OBJECTIVE >> Repeat every line of the data exactly, but not the pictures.

··· DATA EXTRACT

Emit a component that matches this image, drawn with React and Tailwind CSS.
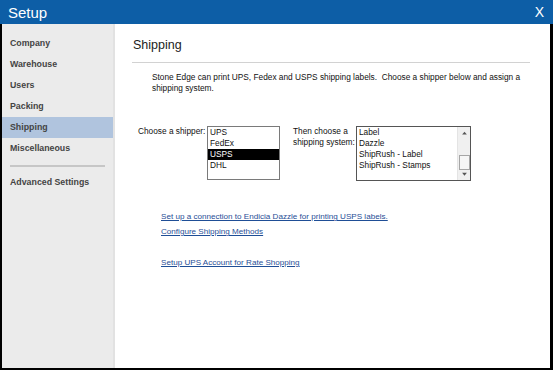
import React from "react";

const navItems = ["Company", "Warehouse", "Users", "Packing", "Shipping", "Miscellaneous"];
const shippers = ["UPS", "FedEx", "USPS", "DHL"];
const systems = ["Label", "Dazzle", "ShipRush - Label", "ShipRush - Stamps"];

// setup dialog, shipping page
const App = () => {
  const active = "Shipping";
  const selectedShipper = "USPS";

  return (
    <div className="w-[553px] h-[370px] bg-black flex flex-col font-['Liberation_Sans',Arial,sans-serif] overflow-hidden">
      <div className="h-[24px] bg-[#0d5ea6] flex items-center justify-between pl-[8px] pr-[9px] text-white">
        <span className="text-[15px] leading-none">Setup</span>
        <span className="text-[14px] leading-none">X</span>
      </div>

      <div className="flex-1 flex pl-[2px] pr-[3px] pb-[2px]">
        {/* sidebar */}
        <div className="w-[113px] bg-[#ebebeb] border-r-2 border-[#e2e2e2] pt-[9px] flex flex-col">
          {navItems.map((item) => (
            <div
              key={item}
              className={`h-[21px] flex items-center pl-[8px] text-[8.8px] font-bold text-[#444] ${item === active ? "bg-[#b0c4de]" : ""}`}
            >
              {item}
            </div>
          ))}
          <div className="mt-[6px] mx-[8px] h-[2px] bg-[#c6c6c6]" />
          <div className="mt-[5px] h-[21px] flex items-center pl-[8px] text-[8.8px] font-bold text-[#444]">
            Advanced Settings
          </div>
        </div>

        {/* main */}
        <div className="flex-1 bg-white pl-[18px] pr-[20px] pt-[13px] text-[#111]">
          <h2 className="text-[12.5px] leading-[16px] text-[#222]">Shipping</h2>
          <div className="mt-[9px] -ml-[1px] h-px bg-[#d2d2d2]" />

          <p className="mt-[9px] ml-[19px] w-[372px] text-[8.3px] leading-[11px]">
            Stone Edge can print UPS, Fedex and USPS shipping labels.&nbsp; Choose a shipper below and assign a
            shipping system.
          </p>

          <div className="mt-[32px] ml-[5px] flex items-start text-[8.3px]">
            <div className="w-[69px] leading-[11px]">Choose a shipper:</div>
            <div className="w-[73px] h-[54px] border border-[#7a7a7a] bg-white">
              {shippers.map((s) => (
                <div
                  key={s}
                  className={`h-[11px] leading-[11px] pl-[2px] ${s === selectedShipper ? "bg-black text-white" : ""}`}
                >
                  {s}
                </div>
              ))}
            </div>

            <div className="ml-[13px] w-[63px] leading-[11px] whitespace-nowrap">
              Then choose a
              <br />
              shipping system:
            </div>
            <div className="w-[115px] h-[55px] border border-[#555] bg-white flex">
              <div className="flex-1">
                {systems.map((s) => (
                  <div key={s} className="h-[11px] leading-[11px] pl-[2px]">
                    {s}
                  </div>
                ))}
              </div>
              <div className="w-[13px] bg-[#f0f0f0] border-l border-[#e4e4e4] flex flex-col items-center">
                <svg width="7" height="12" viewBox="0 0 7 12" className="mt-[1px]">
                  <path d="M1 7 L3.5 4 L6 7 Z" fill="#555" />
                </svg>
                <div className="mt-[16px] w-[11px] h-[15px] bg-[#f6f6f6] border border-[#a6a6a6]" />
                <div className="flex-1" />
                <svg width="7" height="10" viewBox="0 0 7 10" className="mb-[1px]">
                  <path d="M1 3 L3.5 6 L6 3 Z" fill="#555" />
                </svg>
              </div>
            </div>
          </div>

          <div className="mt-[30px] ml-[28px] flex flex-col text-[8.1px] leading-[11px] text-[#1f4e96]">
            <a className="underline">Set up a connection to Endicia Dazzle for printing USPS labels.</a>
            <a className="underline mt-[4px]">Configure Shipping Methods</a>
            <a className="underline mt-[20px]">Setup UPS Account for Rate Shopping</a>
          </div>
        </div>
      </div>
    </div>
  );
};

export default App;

······

RIGHT ANSWER >>
Emit a component that matches this image, drawn with React and Tailwind CSS.
import React from "react";

const navItems = ["Company", "Warehouse", "Users", "Packing", "Shipping", "Miscellaneous"];
const shippers = ["UPS", "FedEx", "USPS", "DHL"];
const systems = ["Label", "Dazzle", "ShipRush - Label", "ShipRush - Stamps"];

// setup dialog, shipping page
const App = () => {
  const active = "Shipping";
  const selectedShipper = "USPS";

  return (
    <div className="w-[553px] h-[370px] bg-black flex flex-col font-['Liberation_Sans',Arial,sans-serif] overflow-hidden">
      <div className="h-[24px] bg-[#0d5ea6] flex items-center justify-between pl-[8px] pr-[9px] text-white">
        <span className="text-[15px] leading-none">Setup</span>
        <span className="text-[14px] leading-none">X</span>
      </div>

      <div className="flex-1 flex pl-[2px] pr-[3px] pb-[2px]">
        {/* sidebar */}
        <div className="w-[113px] bg-[#ebebeb] border-r-2 border-[#e2e2e2] pt-[9px] flex flex-col">
          {navItems.map((item) => (
            <div
              key={item}
              className={`h-[21px] flex items-center pl-[8px] text-[8.8px] font-bold text-[#444] ${item === active ? "bg-[#b0c4de]" : ""}`}
            >
              {item}
            </div>
          ))}
          <div className="mt-[6px] mx-[8px] h-[2px] bg-[#c6c6c6]" />
          <div className="mt-[5px] h-[21px] flex items-center pl-[8px] text-[8.8px] font-bold text-[#444]">
            Advanced Settings
          </div>
        </div>

        {/* main */}
        <div className="flex-1 bg-white pl-[18px] pr-[20px] pt-[13px] text-[#111]">
          <h2 className="text-[12.5px] leading-[16px] text-[#222]">Shipping</h2>
          <div className="mt-[9px] -ml-[1px] h-px bg-[#d2d2d2]" />

          <p className="mt-[9px] ml-[19px] w-[372px] text-[8.3px] leading-[11px]">
            Stone Edge can print UPS, Fedex and USPS shipping labels.&nbsp; Choose a shipper below and assign a
            shipping system.
          </p>

          <div className="mt-[32px] ml-[5px] flex items-start text-[8.3px]">
            <div className="w-[69px] leading-[11px]">Choose a shipper:</div>
            <div className="w-[73px] h-[54px] border border-[#7a7a7a] bg-white">
              {shippers.map((s) => (
                <div
                  key={s}
                  className={`h-[11px] leading-[11px] pl-[2px] ${s === selectedShipper ? "bg-black text-white" : ""}`}
                >
                  {s}
                </div>
              ))}
            </div>

            <div className="ml-[13px] w-[63px] leading-[11px] whitespace-nowrap">
              Then choose a
              <br />
              shipping system:
            </div>
            <div className="w-[115px] h-[55px] border border-[#555] bg-white flex">
              <div className="flex-1">
                {systems.map((s) => (
                  <div key={s} className="h-[11px] leading-[11px] pl-[2px]">
                    {s}
                  </div>
                ))}
              </div>
              <div className="w-[13px] bg-[#f0f0f0] border-l border-[#e4e4e4] flex flex-col items-center">
                <svg width="7" height="12" viewBox="0 0 7 12" className="mt-[1px]">
                  <path d="M1 7 L3.5 4 L6 7 Z" fill="#555" />
                </svg>
                <div className="mt-[16px] w-[11px] h-[15px] bg-[#f6f6f6] border border-[#a6a6a6]" />
                <div className="flex-1" />
                <svg width="7" height="10" viewBox="0 0 7 10" className="mb-[1px]">
                  <path d="M1 3 L3.5 6 L6 3 Z" fill="#555" />
                </svg>
              </div>
            </div>
          </div>

          <div className="mt-[30px] ml-[28px] flex flex-col text-[8.1px] leading-[11px] text-[#1f4e96]">
            <a className="underline">Set up a connection to Endicia Dazzle for printing USPS labels.</a>
            <a className="underline mt-[4px]">Configure Shipping Methods</a>
            <a className="underline mt-[20px]">Setup UPS Account for Rate Shopping</a>
          </div>
        </div>
      </div>
    </div>
  );
};

export default App;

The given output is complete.